Nicole Hadley, 14, Jessica James, 17, and Kayce Steger, 15, were killed in the shooting. Jenkins Smith said it would be unfair to them and their loved ones for Carneal to be released.

“They will forever be a 17-year-old, a 14-year-old and a 15-year-old – only allowed a full decade of life. A consequence of Michael’s choice,” she said.

Christina Hadley Ellegood, whose younger sister Nicole was killed in the shooting, also testified on Monday. Ellegood wrote about the pain of seeing her sister’s body and having to call their mother and tell her that Nicole had been shot.

“I had no one to turn to who understood what I was going through,” she said Monday. “To me, it’s not fair that he can roam free while we live in fear of where he might be.”

A two-person panel of the full parole board hears Carneal’s appeal. They have the option of releasing him or delaying his next chance for parole for up to five years. If the two can’t agree on those options, they can send the case to a full board meeting next Monday. Only the full board has the power to deny Carneal any chance of parole, forcing him to remain in prison for the rest of his life.

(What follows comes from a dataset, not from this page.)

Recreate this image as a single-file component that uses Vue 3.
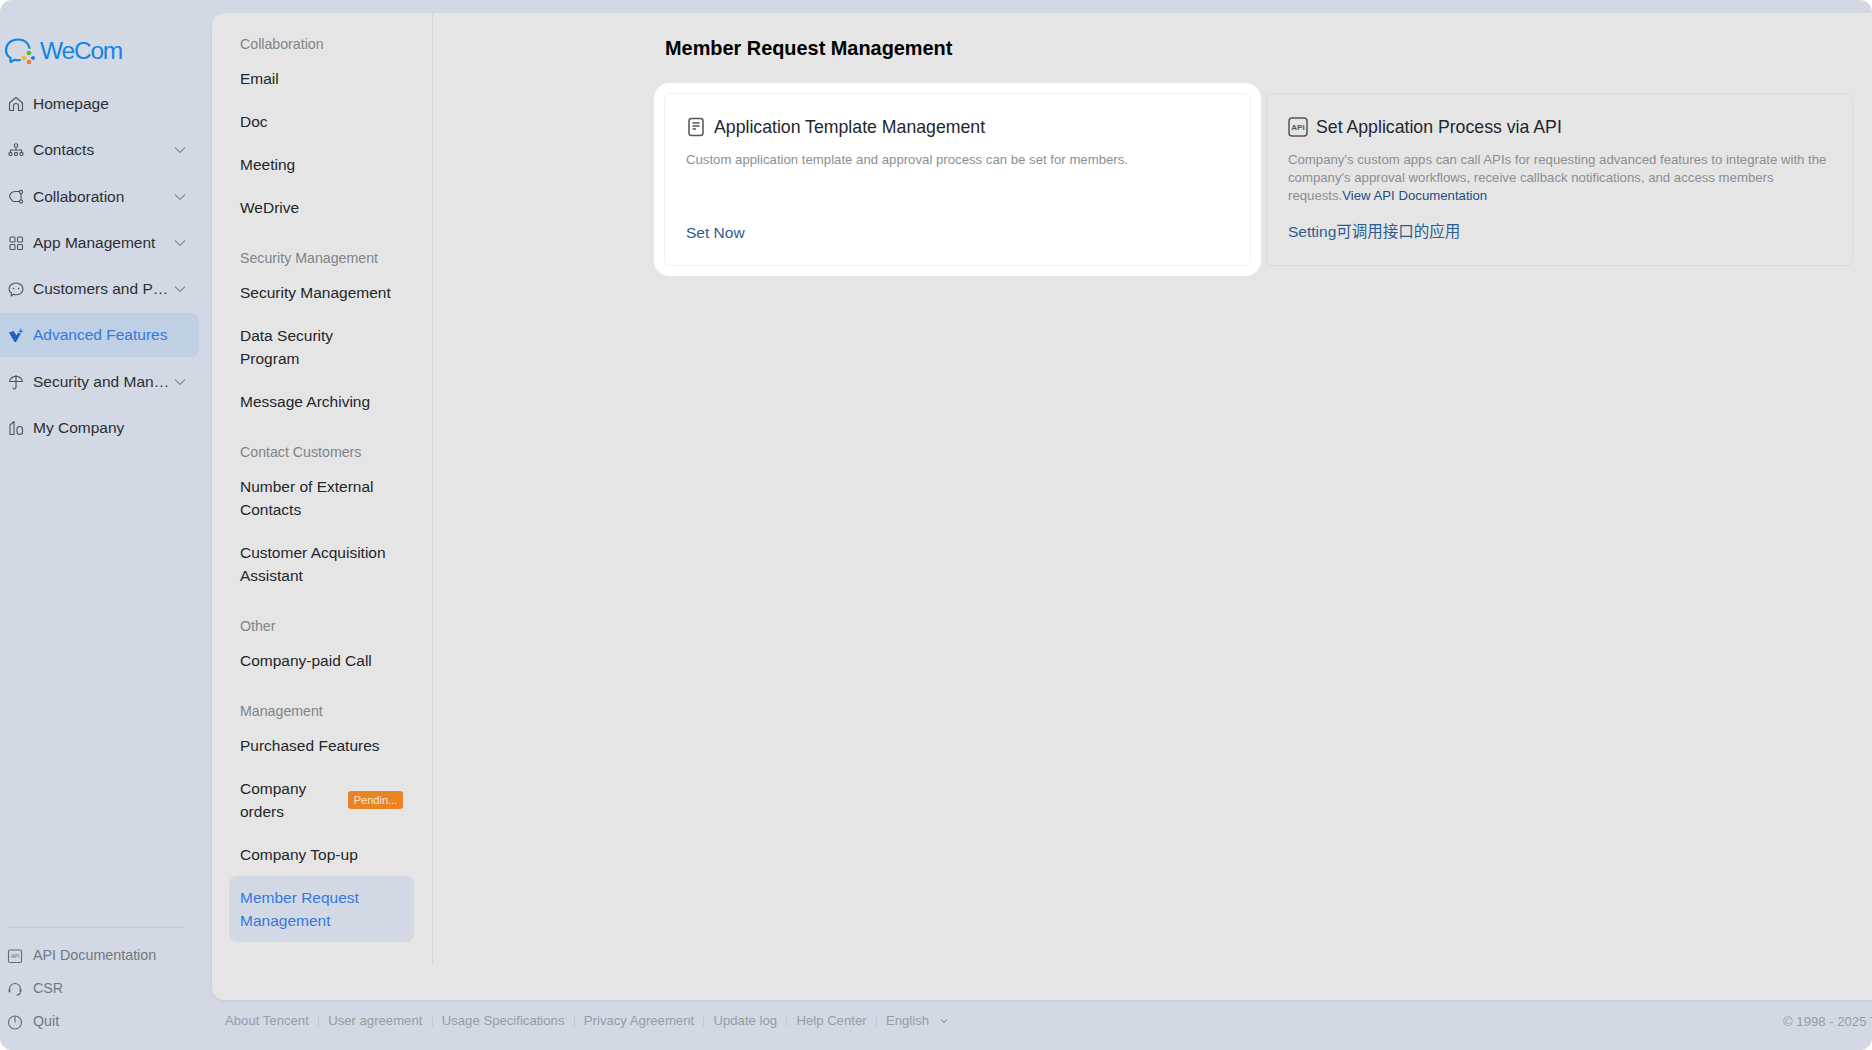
<template>
  <div class="page">
    <aside class="sidebar">
      <div class="logo">
        <svg width="32" height="28" viewBox="0 0 32 28" fill="none">
          <path d="M25.5 11C24 5.5 19.500 2.500 14 2.500 7 2.500 2 7 2 13c0 3.500 1.500 6 4.500 8v4l4.300-2.200c1.700.5 3.700.6 5.200.2" stroke="#1484e6" stroke-width="2.200" stroke-linejoin="round" stroke-linecap="round" />
          <circle cx="20" cy="21" r="2.300" fill="#f5b81f" />
          <circle cx="29" cy="21" r="2" fill="#1484e6" />
          <circle cx="25" cy="16" r="2.300" fill="#5db52f" />
          <circle cx="25" cy="25" r="2.300" fill="#ee7a2d" />
        </svg>
        <span>WeCom</span>
      </div>

      <nav class="main-nav">
        <a
          v-for="item in mainNav"
          :key="item.label"
          class="nav-item"
          :class="{ active: item.active }"
        >
          <svg class="nav-icon" viewBox="0 0 16 16" fill="none" v-html="item.icon"></svg>
          <span class="nav-label">{{ item.label }}</span>
          <svg v-if="item.arrow" class="chevron" viewBox="0 0 12 8" fill="none">
            <path d="M1 1.500l5 5 5-5" stroke="currentColor" stroke-width="1.200" />
          </svg>
        </a>
      </nav>

      <div class="side-bottom">
        <a v-for="item in bottomNav" :key="item.label" class="bottom-item">
          <svg class="nav-icon" viewBox="0 0 16 16" fill="none" v-html="item.icon"></svg>
          <span>{{ item.label }}</span>
        </a>
      </div>
    </aside>

    <div class="right">
      <main class="panel">
        <div class="sub-nav">
          <section v-for="group in groups" :key="group.title" class="group">
            <h4>{{ group.title }}</h4>
            <a
              v-for="link in group.links"
              :key="link.label"
              class="sub-item"
              :class="{ current: link.current }"
            >
              <span class="sub-label">{{ link.label }}</span>
              <span v-if="link.badge" class="badge">{{ link.badge }}</span>
            </a>
          </section>
        </div>

        <div class="content">
          <h1>Member Request Management</h1>
          <div class="cards">
            <div class="card highlighted">
              <div class="card-title">
                <svg width="20" height="20" viewBox="0 0 20 20" fill="none">
                  <rect x="3" y="1.500" width="14" height="17" rx="2.500" stroke="#555" stroke-width="1.500" />
                  <path d="M6.500 6h7M6.500 9h7M6.500 12h3.500" stroke="#555" stroke-width="1.300" />
                </svg>
                <span>Application Template Management</span>
              </div>
              <p class="desc">Custom application template and approval process can be set for members.</p>
              <a class="action">Set Now</a>
            </div>
            <div class="card">
              <div class="card-title">
                <svg width="20" height="20" viewBox="0 0 20 20" fill="none">
                  <rect x="1" y="1" width="18" height="18" rx="3" stroke="#555" stroke-width="1.500" />
                  <text x="10" y="13" text-anchor="middle" class="api-text">API</text>
                </svg>
                <span>Set Application Process via API</span>
              </div>
              <p class="desc">
                Company's custom apps can call APIs for requesting advanced features to integrate with the company's approval workflows, receive callback notifications, and access members requests.<a class="doc-link">View API Documentation</a>
              </p>
              <a class="action">Setting可调用接口的应用</a>
            </div>
          </div>
        </div>
      </main>

      <footer class="footer">
        <div class="foot-links">
          <a v-for="link in footerLinks" :key="link">{{ link }}</a>
          <a class="lang">
            English
            <svg width="8" height="6" viewBox="0 0 8 6" fill="none">
              <path d="M1 1.500l3 3 3-3" stroke="currentColor" stroke-width="1.100" />
            </svg>
          </a>
        </div>
        <span class="copy">© 1998 - 2025 Tencent Inc. All Rights Reserved</span>
      </footer>
    </div>
  </div>
</template>

<script setup>
const s = 'stroke="currentColor" stroke-width="1.100"';

const mainNav = [
  {
    label: "Homepage",
    icon: `<path d="M1.500 7L8 1.500 14.500 7v7.500h-4V10a2.500 2.500 0 0 0-5 0v4.500h-4z" ${s} stroke-linejoin="round"/>`,
  },
  {
    label: "Contacts",
    arrow: true,
    icon: `<circle cx="8" cy="3.500" r="1.800" ${s}/><path d="M8 5.500V8M2.500 10.500V8h11v2.500" ${s}/><circle cx="2.500" cy="12" r="1.600" ${s}/><circle cx="8" cy="12" r="1.600" ${s}/><circle cx="13.500" cy="12" r="1.600" ${s}/>`,
  },
  {
    label: "Collaboration",
    arrow: true,
    icon: `<path d="M11.500 2.500H7A6 6 0 0 0 1.500 8l3.500 4.500h6M13 5v5.500" ${s}/><circle cx="13" cy="3" r="1.600" ${s}/><circle cx="13" cy="12.500" r="1.600" ${s}/>`,
  },
  {
    label: "App Management",
    arrow: true,
    icon: `<rect x="2" y="2" width="5" height="5" rx="1" ${s}/><rect x="9.500" y="2" width="5" height="5" rx="1" ${s}/><rect x="2" y="9.500" width="5" height="5" rx="1" ${s}/><rect x="9.500" y="9.500" width="5" height="5" rx="1" ${s}/>`,
  },
  {
    label: "Customers and Partners",
    arrow: true,
    icon: `<path d="M3.500 12.300C2 11.200 1 9.700 1 7.900 1 4.600 4.100 2 8 2s7 2.600 7 5.900-3.100 5.900-7 5.900c-1 0-2-.2-2.800-.5L3.200 15z" ${s} stroke-linejoin="round"/><path d="M5.500 7.500h.01M10.500 7.500h.01" stroke="currentColor" stroke-width="1.600" stroke-linecap="round"/>`,
  },
  {
    label: "Advanced Features",
    active: true,
    icon: `<path d="M1 5.500L5.500 4l3 4.500L10 5.500 12.500 7 8 15H6.500z" fill="#1f5fc0"/><path d="M12.800 1l.8 2.400 2 .8-2 .8-.8 2.400-.8-2.400-2-.8 2-.8z" fill="#2f76dc"/>`,
  },
  {
    label: "Security and Management",
    arrow: true,
    icon: `<path d="M1.500 7.500C2 4.500 4.800 2.500 8 2.500s6 2 6.500 5z" ${s} stroke-linejoin="round"/><path d="M8 1v12.500a1.500 1.500 0 0 1-3 0" ${s}/>`,
  },
  {
    label: "My Company",
    icon: `<path d="M2 14.500V5L6 1.500v13z" ${s} stroke-linejoin="round"/><rect x="9" y="6.500" width="5.500" height="8" rx="2.700" ${s}/>`,
  },
];

const bottomNav = [
  {
    label: "API Documentation",
    icon: `<rect x="1.500" y="2" width="13" height="12.500" rx="1.500" ${s}/><text x="8" y="10" text-anchor="middle" font-size="5" font-family="Liberation Sans, sans-serif" fill="currentColor">API</text>`,
  },
  {
    label: "CSR",
    icon: `<path d="M2.500 10V8a5.500 5.500 0 0 1 11 0v2" ${s}/><rect x="1.500" y="8" width="2" height="3.500" rx="1" fill="currentColor"/><rect x="12.500" y="8" width="2" height="3.500" rx="1" fill="currentColor"/><path d="M13.500 11.500c-.5 2-2 2.500-4 2.500" ${s}/>`,
  },
  {
    label: "Quit",
    icon: `<circle cx="8" cy="8.500" r="6.500" ${s}/><path d="M8 2v6.500" ${s}/>`,
  },
];

const groups = [
  {
    title: "Collaboration",
    links: [{ label: "Email" }, { label: "Doc" }, { label: "Meeting" }, { label: "WeDrive" }],
  },
  {
    title: "Security Management",
    links: [
      { label: "Security Management" },
      { label: "Data Security Program" },
      { label: "Message Archiving" },
    ],
  },
  {
    title: "Contact Customers",
    links: [
      { label: "Number of External Contacts" },
      { label: "Customer Acquisition Assistant" },
    ],
  },
  { title: "Other", links: [{ label: "Company-paid Call" }] },
  {
    title: "Management",
    links: [
      { label: "Purchased Features" },
      { label: "Company orders", badge: "Pendin..." },
      { label: "Company Top-up" },
      { label: "Member Request Management", current: true },
    ],
  },
];

const footerLinks = [
  "About Tencent",
  "User agreement",
  "Usage Specifications",
  "Privacy Agreement",
  "Update log",
  "Help Center",
];
</script>

<style>
html,
body {
  margin: 0;
  background: #fff;
}
</style>

<style scoped>
.page {
  display: flex;
  height: 1050px;
  overflow: hidden;
  border-radius: 12px;
  background: #d2d9e4;
  color: #2b2f36;
  font-family: "Liberation Sans", "Noto Sans CJK SC", sans-serif;
  font-size: 15.5px;
}

a {
  cursor: pointer;
}

/* left column */
.sidebar {
  width: 212px;
  flex-shrink: 0;
  display: flex;
  flex-direction: column;
  box-sizing: border-box;
  padding-top: 36px;
}

.logo {
  display: flex;
  align-items: center;
  gap: 4px;
  height: 30px;
  padding-left: 4px;
  margin-bottom: 16px;
  color: #1484e6;
  font-size: 24.5px;
  letter-spacing: -1.2px;
}

.main-nav {
  display: flex;
  flex-direction: column;
  gap: 2.3px;
}

.nav-item {
  display: flex;
  align-items: center;
  width: 199px;
  height: 44px;
  box-sizing: border-box;
  padding: 0 13px 0 8px;
  border-radius: 0 8px 8px 0;
}

.nav-item.active {
  background: #bfcfe4;
  color: #3478e0;
}

.nav-icon {
  width: 16px;
  height: 16px;
  flex-shrink: 0;
  margin-right: 9px;
  color: #4f5359;
}

.nav-label {
  flex: 1;
  min-width: 0;
  overflow: hidden;
  white-space: nowrap;
  text-overflow: ellipsis;
}

.chevron {
  width: 12px;
  height: 8px;
  flex-shrink: 0;
  margin-left: 2px;
  color: #868c96;
}

.side-bottom {
  margin: auto 0 13px 7px;
  width: 178px;
  padding-top: 10px;
  border-top: 1px solid #c3cad5;
  color: #73787f;
  font-size: 14.3px;
}

.bottom-item {
  display: flex;
  align-items: center;
  height: 33px;
}

.bottom-item .nav-icon {
  margin-right: 10px;
  color: #666b72;
  position: relative;
  top: 1px;
}

/* right column */
.right {
  flex: 1;
  min-width: 0;
  display: flex;
  flex-direction: column;
  padding-top: 13px;
}

.panel {
  flex: 1;
  min-height: 0;
  display: flex;
  background: #e5e5e5;
  border-radius: 12px 0 0 12px;
  box-shadow: 0 1px 3px rgba(120, 130, 150, 0.2);
}

.sub-nav {
  width: 221px;
  height: 951px;
  flex-shrink: 0;
  box-sizing: border-box;
  padding: 20px 18px 0 17px;
  border-right: 1px solid #d6d6d6;
}

.group {
  margin-bottom: 18px;
}

.group h4 {
  margin: 0;
  padding: 0 11px 1px;
  height: 23px;
  line-height: 23px;
  font-size: 14.2px;
  font-weight: 400;
  color: #808489;
}

.sub-item {
  display: flex;
  align-items: center;
  gap: 8px;
  padding: 10px 22px 10px 11px;
  line-height: 23px;
  border-radius: 8px;
  color: #23262b;
}

.sub-label {
  flex: 1;
  min-width: 0;
}

.sub-item.current {
  background: #d2d9e4;
  color: #3478e0;
}

.badge {
  flex-shrink: 0;
  width: 55px;
  height: 18px;
  line-height: 18px;
  margin-right: -11px;
  border-radius: 3px;
  background: #e98324;
  color: #f6ead9;
  text-align: center;
  font-size: 11px;
}

.content {
  flex: 1;
  min-width: 0;
  padding: 0 19px 0 232px;
}

h1 {
  margin: 0;
  padding-top: 23px;
  height: 32px;
  line-height: 24px;
  font-size: 19.9px;
  font-weight: 700;
  color: #000;
}

.cards {
  display: flex;
  gap: 15px;
  margin-top: 25px;
  margin-left: -1px;
}

.card {
  flex: 1;
  min-width: 0;
  height: 173px;
  padding: 17px 22px 0 21px;
  border: 1px solid #dadada;
  border-radius: 6px;
  box-sizing: border-box;
}

.card.highlighted {
  background: #fff;
  border-color: #f2f2f2;
  box-shadow: 0 0 0 10px #fff;
}

.card-title {
  display: flex;
  align-items: center;
  gap: 8px;
  height: 32px;
  font-size: 17.7px;
  color: #23272d;
}

.api-text {
  font-size: 8px;
  font-weight: 700;
  fill: #555;
  font-family: "Liberation Sans", sans-serif;
}

.desc {
  height: 54px;
  margin: 8px 0 0;
  line-height: 18px;
  font-size: 13.2px;
  color: #8b8f94;
}

.doc-link {
  color: #24507f;
}

.action {
  display: block;
  margin-top: 16px;
  font-size: 15.5px;
  line-height: 24px;
  color: #2d5c8f;
}

.card:last-child .action {
  margin-top: 15px;
}

/* footer */
.footer {
  height: 50px;
  flex-shrink: 0;
  display: flex;
  align-items: center;
  justify-content: space-between;
  box-sizing: border-box;
  padding: 0 0 8px 13px;
  color: #969ca6;
  font-size: 13.15px;
}

.foot-links {
  display: flex;
  align-items: center;
}

.foot-links a {
  padding: 0 9.2px;
  line-height: 12px;
  border-right: 1px solid #c3cad5;
}

.foot-links a:first-child {
  padding-left: 0;
}

.foot-links .lang {
  display: flex;
  align-items: center;
  gap: 11px;
  border-right: none;
}

.copy {
  width: 89px;
  overflow: hidden;
  white-space: nowrap;
}
</style>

Hollan Holm, who was injured that day, said Monday he was lying on the floor of the high school hall, bleeding from the head and thinking he was going to die. But he said Carneal was too young to understand the full consequences of his actions and should be given a chance to be released on probation.

“When I think of Michael Carneal, I think of the kid I used to ride the bus with every day,” he said. “I think of the child I shared a lunch table with in third grade. I think of what he might have become if, that day, he had had the strength somewhere inside him to make a different choice or take a different path.